Clashes and attacks killed more than 1,000 people across Egypt after the security forces cleared two Cairo sit-ins belonging to supporters of Mr Morsi.
Since the unrest spiked much of Egypt has been under a military-imposed curfew.
Responding to citizens' demands, the government said in a statement on Saturday that the 11 hour-long curfew would be reduced to nine hours.
However, the full curfew would remain in place on Fridays, the first day of the Egyptian weekend.
The reduction was announced a day after calls for protests by Mr Morsi's Muslim Brotherhood largely fizzled out.
In recent days, Cairo has begun to regain a sense of normality.
But the capital officially remains in a state of emergency that gives security forces broad powers of arrest.

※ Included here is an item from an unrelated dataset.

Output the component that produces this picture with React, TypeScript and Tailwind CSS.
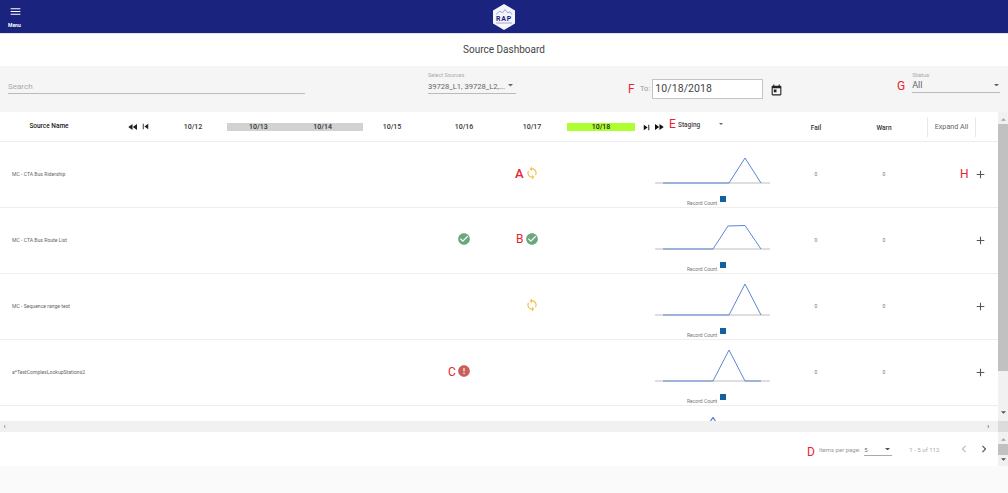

Pushing ahead with a transition plan, a 10-member panel of legal experts appointed by the interim government finished proposing changes to the 2012 constitution today.
The military had suspended the charter drawn up by an Islamist-dominated assembly.
Portions of the proposed changes were leaked to reporters on Saturday, drawing criticism from both sides.
The liberal National Salvation Front criticised the proposed electoral system for parliamentary elections, which would favour single candidates over party lists.
They fear this could allow the former ruling class of the Hosni Mubarak period to drift back into power.